I submitted it. I expect to be rejected.

I opened a pull request to the SWE-bench leaderboard with the full bundle: predictions, per-instance logs and traces, and a results block that regenerates from the logs.

As of November 18, 2025, Verified submissions require an author “affiliated with an academic institution or established research lab” plus an arXiv preprint or technical report. I have neither. I am an independent researcher with a blog and an append-only repo.

I submitted anyway, and I said so on the record in the PR. The policy exists to keep the board rigorous, transparent, and reproducible.
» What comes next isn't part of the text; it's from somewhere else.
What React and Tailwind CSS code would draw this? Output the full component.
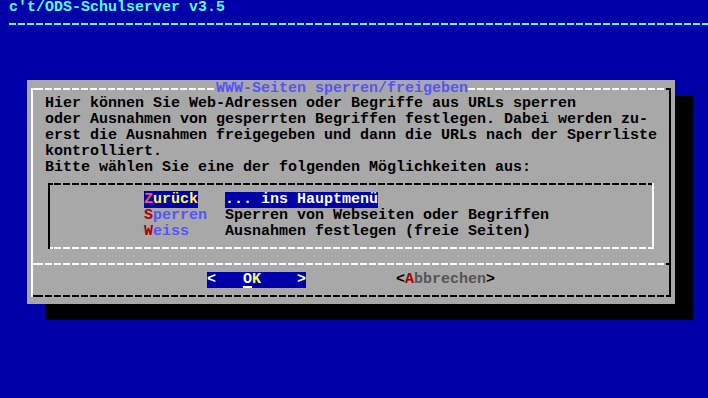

My artifact is built for exactly that: every losing run is committed, the exclusions are committed, the skills are frozen and tagged, and the score regenerates from the logs by the leaderboard’s own analysis.get_results. Whatever the maintainers decide, the work is here to inspect.

The claim is simple: here is the trail.


Archived at 10.5281/zenodo.20383661. The DOI is a frozen pointer to the exact commit, nothing more: a citable snapshot, not a seal of approval. The verdict still lives in the logs.